When my group began talking, after a somewhat stilted introduction, our conversation pushed passed the general to the hair-splittingly specific. The actual moment of transition, from awkwardness and to sincere discussion, came when the performance artist wondered aloud how, exactly, we can nurture someone's legacy after they die. We all chewed on this for a moment, murmuring possible responses — getting a tattoo to remember them by, wearing their clothes — until the soul-patch fellow, Eric Dowd, piped up.

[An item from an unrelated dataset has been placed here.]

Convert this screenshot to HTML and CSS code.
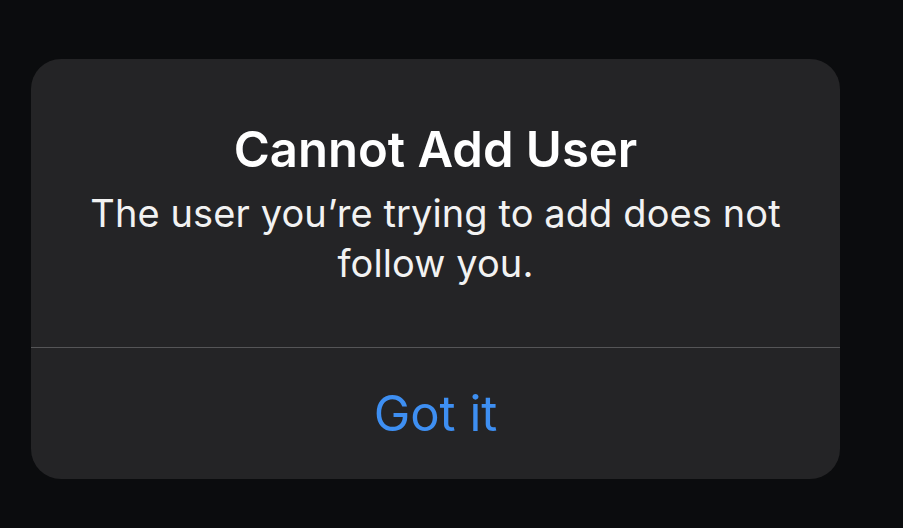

"My father was not a materialistic man by any means," he said. "What he did have was a voice. He was a soloist. There are recordings of my father — singing at weddings, singing at funerals. Sometimes, when I go to my mom's house, I'll hear his voice, and, for a moment, I'll be confused."
He pulled out his phone and pressed play. The group sat in silence for a full 80 seconds, listening to a tenor whose voice sounded rich even from the tinny speakers of a cellphone.
Once we moved past small talk, what emerged was an exchange like that one: a patchwork of monologues, not striving for grand explanation or spiritual platitude, but content with small portraits of our pedestrian encounters with death.
Death Cafe's rule against ideology — no proselytizing allowed — seems minor in the guidebook, but it is central to Death Cafe's fundamental pleasure. With faiths and hypotheses banned from conversation, what remains are merely stories: hard to fight over, and helpful to hear.
The Philadelphia Death Cafe — and really all Death Cafes — exist because an Englishman named Jon Underwood founded the Death Cafe website in 2011. Since then, followers have hosted 4,942 Death Cafes in 51 countries.
In July, Underwood died unexpectedly. He was 44.